[erlang-patches] unix/sys_float.c mishandles errno
Matthew Dempsky
matthew@REDACTED
Tue Jan 8 21:55:39 CET 2008
The code in unix/sys_float.c assumes that if strtod(3) sets errno to
ERANGE then there was a problem parsing the value.

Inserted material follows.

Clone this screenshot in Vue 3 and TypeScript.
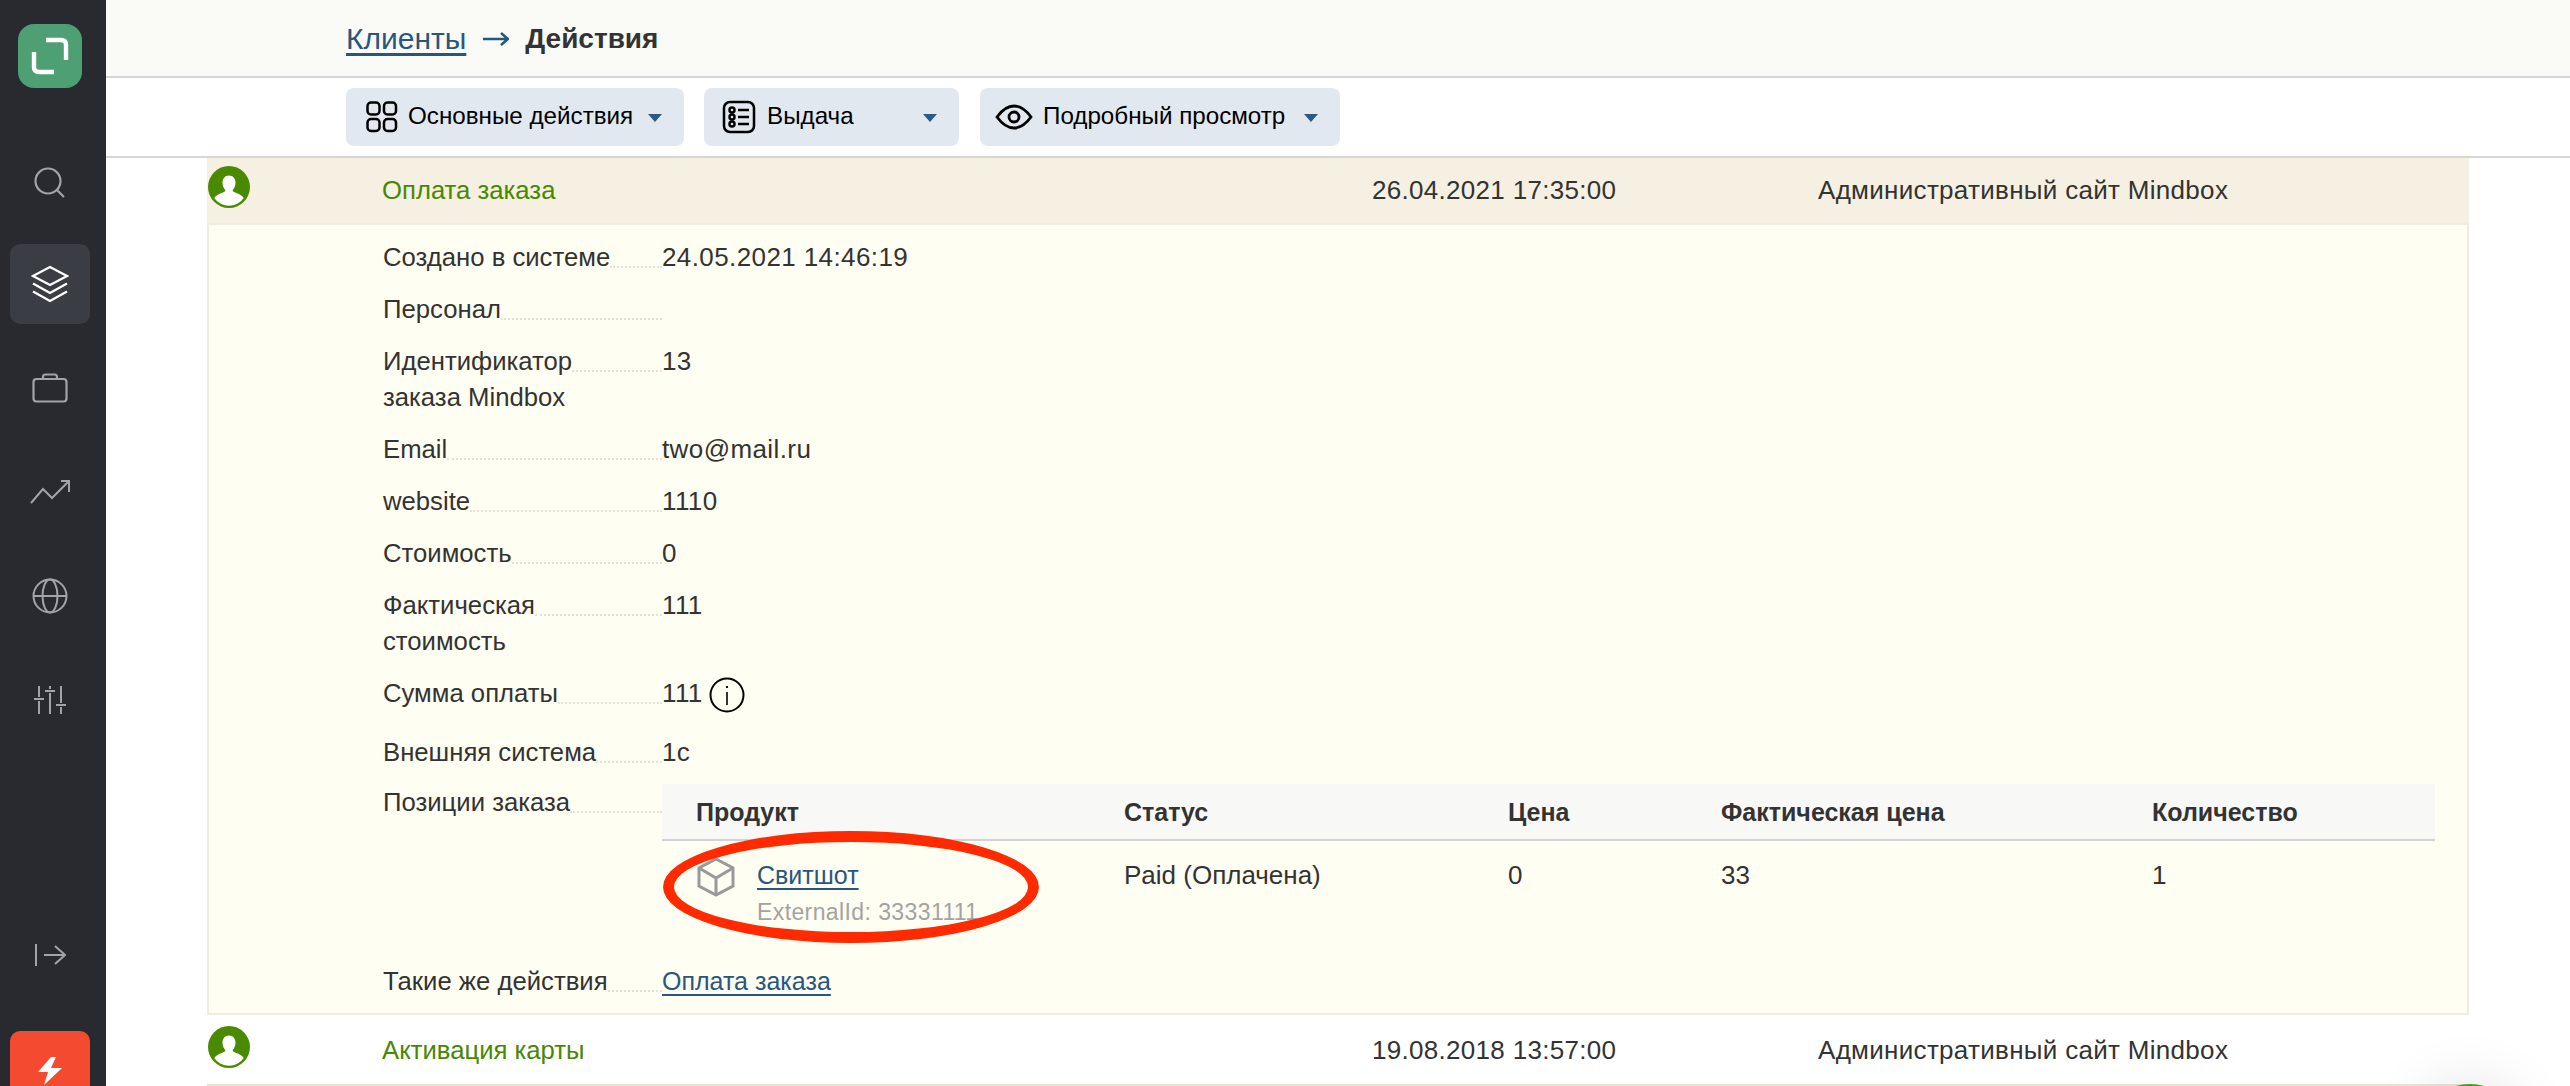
<script setup lang="ts">
interface Detail { label: string[]; value: string; info?: boolean }
const details: Detail[] = [
  { label: ['Создано в системе'], value: '24.05.2021 14:46:19' },
  { label: ['Персонал'], value: '' },
  { label: ['Идентификатор', 'заказа Mindbox'], value: '13' },
  { label: ['Email'], value: 'two@mail.ru' },
  { label: ['website'], value: '1110' },
  { label: ['Стоимость'], value: '0' },
  { label: ['Фактическая', 'стоимость'], value: '111' },
  { label: ['Сумма оплаты'], value: '111', info: true },
  { label: ['Внешняя система'], value: '1c' },
]
</script>

<template>
  <div class="app">
    <aside class="sidebar">
      <div class="logo">
        <svg width="64" height="64" viewBox="0 0 64 64" fill="none" stroke="#fff" stroke-width="4.400">
          <path d="M28 16H43Q48 16 48 21V36" />
          <path d="M16 28V43Q16 48 21 48H36" />
        </svg>
      </div>
      <div class="nav nav-search">
        <svg width="34" height="34" viewBox="0 0 34 34" fill="none" stroke="#a3a4a7" stroke-width="2.200">
          <circle cx="15" cy="15" r="12.500" />
          <path d="M24 24l7 7" />
        </svg>
      </div>
      <div class="nav nav-active">
        <svg width="38" height="38" viewBox="0 0 38 38" fill="none" stroke="#fff" stroke-width="2.200">
          <path d="M19 2L36 11 19 20 2 11Z" />
          <path d="M2 18.500l17 9.500 17-9.500" />
          <path d="M2 26.500l17 9.500 17-9.500" />
        </svg>
      </div>
      <div class="nav">
        <svg width="36" height="30" viewBox="0 0 36 30" fill="none" stroke="#a3a4a7" stroke-width="2.200">
          <rect x="1.500" y="6" width="33" height="22.500" rx="3" />
          <path d="M11 6V4Q11 1.500 13.500 1.500H22.500Q25 1.500 25 4V6" />
        </svg>
      </div>
      <div class="nav">
        <svg width="40" height="26" viewBox="0 0 40 26" fill="none" stroke="#a3a4a7" stroke-width="2">
          <path d="M1 24L13 10l9 9L39 2" />
          <path d="M31 2h8v11" />
        </svg>
      </div>
      <div class="nav">
        <svg width="36" height="36" viewBox="0 0 36 36" fill="none" stroke="#a3a4a7" stroke-width="2">
          <circle cx="18" cy="18" r="16.500" />
          <ellipse cx="18" cy="18" rx="7.500" ry="16.500" />
          <path d="M1.500 18h33" />
        </svg>
      </div>
      <div class="nav">
        <svg width="34" height="28" viewBox="0 0 34 28" fill="none" stroke="#a3a4a7" stroke-width="2">
          <path d="M6 0v11M6 15v13M1 13h10M17 0v3M17 7v21M12 5h10M28 0v17M28 21v7M23 19h10" />
        </svg>
      </div>
      <div class="nav nav-collapse">
        <svg width="32" height="24" viewBox="0 0 32 24" fill="none" stroke="#a3a4a7" stroke-width="2">
          <path d="M2 1v22M10 12h21M21 3l10 9-10 9" />
        </svg>
      </div>
      <div class="nav nav-bolt">
        <svg width="26" height="28" viewBox="0 0 26 28" fill="#fff">
          <path d="M14 0L1 15h10L7 28 25 11H14L19 0Z" />
        </svg>
      </div>
    </aside>

    <main class="main">
      <header class="header">
        <a class="crumb">Клиенты</a>
        <svg class="crumb-arrow" width="26" height="14" viewBox="0 0 26 14" fill="none" stroke="#28567f" stroke-width="2.600">
          <path d="M0 7h24M18 1l7 6-7 6" />
        </svg>
        <span class="crumb-current">Действия</span>
      </header>

      <div class="toolbar">
        <button class="tbtn tbtn-main">
          <svg width="32" height="32" viewBox="0 0 32 32" fill="none" stroke="#000" stroke-width="2.500">
            <rect x="1.500" y="1.500" width="12" height="12" rx="3.500" />
            <rect x="18" y="1.500" width="12" height="12" rx="3.500" />
            <rect x="1.500" y="18" width="12" height="12" rx="3.500" />
            <rect x="18" y="18" width="12" height="12" rx="3.500" />
          </svg>
          <span class="tbtn-text">Основные действия</span>
          <i class="caret"></i>
        </button>
        <button class="tbtn tbtn-out">
          <svg width="34" height="34" viewBox="0 0 34 34" fill="none" stroke="#000" stroke-width="2.500">
            <rect x="2" y="2" width="30" height="30" rx="6" />
            <circle cx="10" cy="10" r="2.500" />
            <circle cx="10" cy="17" r="2.500" />
            <circle cx="10" cy="24" r="2.500" />
            <path d="M16 10h11M16 17h11M16 24h11" />
          </svg>
          <span class="tbtn-text">Выдача</span>
          <i class="caret"></i>
        </button>
        <button class="tbtn tbtn-view">
          <svg width="38" height="26" viewBox="0 0 38 26" fill="none" stroke="#000" stroke-width="2.800">
            <path d="M2 13Q10 2 19 2T36 13Q28 24 19 24T2 13Z" />
            <circle cx="19" cy="13" r="5" />
          </svg>
          <span class="tbtn-text">Подробный просмотр</span>
          <i class="caret"></i>
        </button>
      </div>

      <section class="list">
        <div class="row row-open">
          <svg class="avatar" width="42" height="42" viewBox="0 0 42 42">
            <circle cx="21" cy="21" r="21" fill="#4a8a00" />
            <path d="M21 9.500c3.800 0 6.500 2.800 6.500 7 0 3-1 5.800-2.800 7.500-.2 1.500.8 2 3.500 3 3 1 5.800 2.500 7.600 5A18 18 0 0 1 6.200 32c1.800-2.500 4.600-4 7.600-5 2.700-1 3.700-1.500 3.500-3-1.800-1.700-2.800-4.500-2.800-7.500 0-4.200 2.700-7 6.500-7Z" fill="#fff" />
          </svg>
          <span class="row-name">Оплата заказа</span>
          <span class="row-text">26.04.2021 17:35:00</span>
          <span class="row-text">Административный сайт Mindbox</span>
        </div>

        <div class="body">
          <div v-for="d in details" :key="d.label[0]" class="detail" :class="{ 'detail-info': d.info }">
            <div class="label">
              <span class="label-text"><span v-for="l in d.label" :key="l" class="label-line">{{ l }}</span></span>
              <i class="leader"></i>
            </div>
            <div class="value">
              {{ d.value }}
              <svg v-if="d.info" class="info" width="36" height="36" viewBox="0 0 36 36" fill="none" stroke="#000">
                <circle cx="18" cy="18" r="16.500" stroke-width="2" />
                <path d="M18 15v13" stroke-width="1.600" />
                <path d="M18 9v2" stroke-width="2" />
              </svg>
            </div>
          </div>

          <div class="detail detail-table">
            <div class="label">
              <span class="label-text"><span class="label-line">Позиции заказа</span></span>
              <i class="leader"></i>
            </div>
            <div class="table">
              <div class="tr th">
                <span>Продукт</span><span>Статус</span><span>Цена</span><span>Фактическая цена</span><span>Количество</span>
              </div>
              <div class="tr td">
                <span class="product">
                  <svg class="box" width="38" height="40" viewBox="0 0 38 40" fill="none" stroke="#999" stroke-width="3">
                    <path d="M19 2L36 11V29L19 38 2 29V11Z" />
                    <path d="M2 11l17 10 17-10M19 21v17" />
                  </svg>
                  <span class="product-text">
                    <a class="link">Свитшот</a>
                    <span class="ext">ExternalId: 33331111</span>
                  </span>
                </span>
                <span>Paid (Оплачена)</span><span>0</span><span>33</span><span>1</span>
              </div>
              <div class="ring"></div>
            </div>
          </div>

          <div class="detail detail-last">
            <div class="label">
              <span class="label-text"><span class="label-line">Такие же действия</span></span>
              <i class="leader"></i>
            </div>
            <div class="value value-link"><a class="link">Оплата заказа</a></div>
          </div>
        </div>

        <div class="row row-next">
          <svg class="avatar" width="42" height="42" viewBox="0 0 42 42">
            <circle cx="21" cy="21" r="21" fill="#4a8a00" />
            <path d="M21 9.500c3.800 0 6.500 2.800 6.500 7 0 3-1 5.800-2.800 7.500-.2 1.500.8 2 3.500 3 3 1 5.800 2.500 7.600 5A18 18 0 0 1 6.200 32c1.800-2.500 4.600-4 7.600-5 2.700-1 3.700-1.500 3.500-3-1.800-1.700-2.800-4.500-2.800-7.500 0-4.200 2.700-7 6.500-7Z" fill="#fff" />
          </svg>
          <span class="row-name">Активация карты</span>
          <span class="row-text">19.08.2018 13:57:00</span>
          <span class="row-text">Административный сайт Mindbox</span>
        </div>
        <div class="row-tail"></div>
      </section>
    </main>

    <div class="chat"></div>
  </div>
</template>

<style>
html, body { margin: 0; background: #fff; overflow: hidden; }
</style>

<style scoped>
.app {
  position: relative;
  display: flex;
  width: 2570px;
  height: 1086px;
  overflow: hidden;
  font-family: "Liberation Sans", sans-serif;
  font-size: 26px;
  line-height: 36px;
  color: #333;
}
.sidebar {
  flex: 0 0 106px;
  box-sizing: border-box;
  padding-right: 6px;
  display: flex;
  flex-direction: column;
  align-items: center;
  background: #282a30;
  overflow: hidden;
}
.logo {
  flex: none;
  width: 64px;
  height: 64px;
  margin-top: 24px;
  border-radius: 16px;
  background: #4f9f74;
}
.logo svg, .nav svg { display: block; }
.nav {
  flex: none;
  width: 80px;
  height: 80px;
  margin-top: 24px;
  border-radius: 10px;
  display: flex;
  align-items: center;
  justify-content: center;
}
.nav-search { margin-top: 55px; }
.nav-active { margin-top: 21px; background: #3a3d43; }
.nav-collapse { margin-top: 175px; }
.nav-bolt { margin-top: 36px; background: #f44b30; }
.main { flex: 1; min-width: 0; display: flex; flex-direction: column; }
.header {
  flex: none;
  height: 74px;
  padding: 2px 0 0 240px;
  border-bottom: 2px solid #d6d6d6;
  background: #fafbf6;
  display: flex;
  align-items: center;
  font-size: 30px;
}
.crumb { color: #28567f; text-decoration: underline; text-underline-offset: 4px; }
.crumb-arrow { margin: 0 16px 0 17px; }
.crumb-current { font-weight: 700; font-size: 28px; color: #333; }
.toolbar {
  flex: none;
  height: 68px;
  padding: 10px 0 0 240px;
  border-bottom: 2px solid #d6d6d6;
  display: flex;
  gap: 20px;
}
.tbtn {
  position: relative;
  height: 58px;
  padding: 0;
  border: 0;
  border-radius: 8px;
  background: #e2e8ef;
  display: flex;
  align-items: center;
  font: inherit;
  font-size: 24.200px;
  color: #000;
  text-align: left;
}
.tbtn svg { flex: none; display: block; }
.tbtn-text { white-space: nowrap; margin-bottom: 3px; }
.tbtn-main { width: 338px; padding-left: 20px; }
.tbtn-main .tbtn-text { margin-left: 10px; }
.tbtn-out { width: 255px; padding-left: 18px; }
.tbtn-out .tbtn-text { margin-left: 11px; }
.tbtn-view { width: 360px; padding-left: 15px; margin-left: 1px; }
.tbtn-view .tbtn-text { margin-left: 10px; }
.caret {
  position: absolute;
  right: 22px;
  top: 26px;
  width: 0;
  height: 0;
  border-left: 7px solid transparent;
  border-right: 7px solid transparent;
  border-top: 8px solid #2b5a84;
}
.list { padding: 0 101px; }
.row {
  display: grid;
  grid-template-columns: 175px 990px 446px 1fr;
  align-items: center;
  height: 63px;
  padding-bottom: 2px;
  border-bottom: 2px solid #efece0;
}
.row-open { background: #f5f0e1; }
.row-next { height: 69px; padding-bottom: 0; border-bottom-color: #e8e5d5; }
.row-tail { height: 4px; background: #faf8ee; }
.avatar { display: block; margin: 0 0 5px 1px; }
.row-name { color: #478800; font-size: 25.700px; }
.row-text { letter-spacing: 0.3px; }
.body {
  background: #fffef2;
  border: solid #efece0;
  border-width: 0 2px 2px;
  padding: 14px 32px 14px 174px;
}
.detail { display: grid; grid-template-columns: 279px 1fr; margin-bottom: 16px; }
.detail-info { min-height: 43px; }
.detail-table { margin-top: -2px; }
.detail-last { margin-bottom: 0; }
.label { display: flex; align-items: flex-start; font-size: 25.700px; }
.label-text { flex: none; }
.label-line { display: block; }
.leader { flex: 1; margin-top: 27px; border-bottom: 2px dotted #e2e2da; }
.value { display: flex; align-items: flex-start; letter-spacing: 0.4px; }
.value-link { font-size: 25px; letter-spacing: 0; }
.info { flex: none; margin: 2px 0 0 6px; }
.table { position: relative; }
.tr {
  display: grid;
  grid-template-columns: 428px 384px 213px 431px 1fr;
  padding-left: 34px;
}
.th {
  height: 55px;
  align-items: center;
  background: #f8f8f7;
  border-bottom: 2px solid #d2d2d2;
  font-size: 25px;
  font-weight: 700;
}
.td { height: 106px; padding-top: 16px; box-sizing: border-box; }
.product { display: flex; align-items: flex-start; }
.box { flex: none; margin: 0 22px 0 1px; }
.product-text { display: flex; flex-direction: column; font-size: 25px; }
.link { color: #28567f; text-decoration: underline; text-underline-offset: 4px; }
.ext { margin-top: 1px; color: #a3a3a3; font-size: 23px; letter-spacing: 0.4px; }
.ring {
  position: absolute;
  left: 1px;
  top: 47px;
  width: 376px;
  height: 112px;
  box-sizing: border-box;
  border: 11px solid #ff2a00;
  border-radius: 50%;
}
.chat {
  position: absolute;
  left: 2420px;
  top: 1084px;
  width: 100px;
  height: 100px;
  border-radius: 50%;
  background: #3aa31a;
  box-shadow: 0 0 60px rgba(0, 0, 0, 0.12);
}
</style>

However, according
to POSIX, the actual indication of an error is that it also returned
0.0, HUGE_VAL, or -HUGE_VAL. This causes a problem on OS X 10.5 when
trying to read denormalized floating-point numbers because OS X's
strtod(3) implementation sets errno to ERANGE for denormals.
The patch below changes the errno check to be consistent with POSIX.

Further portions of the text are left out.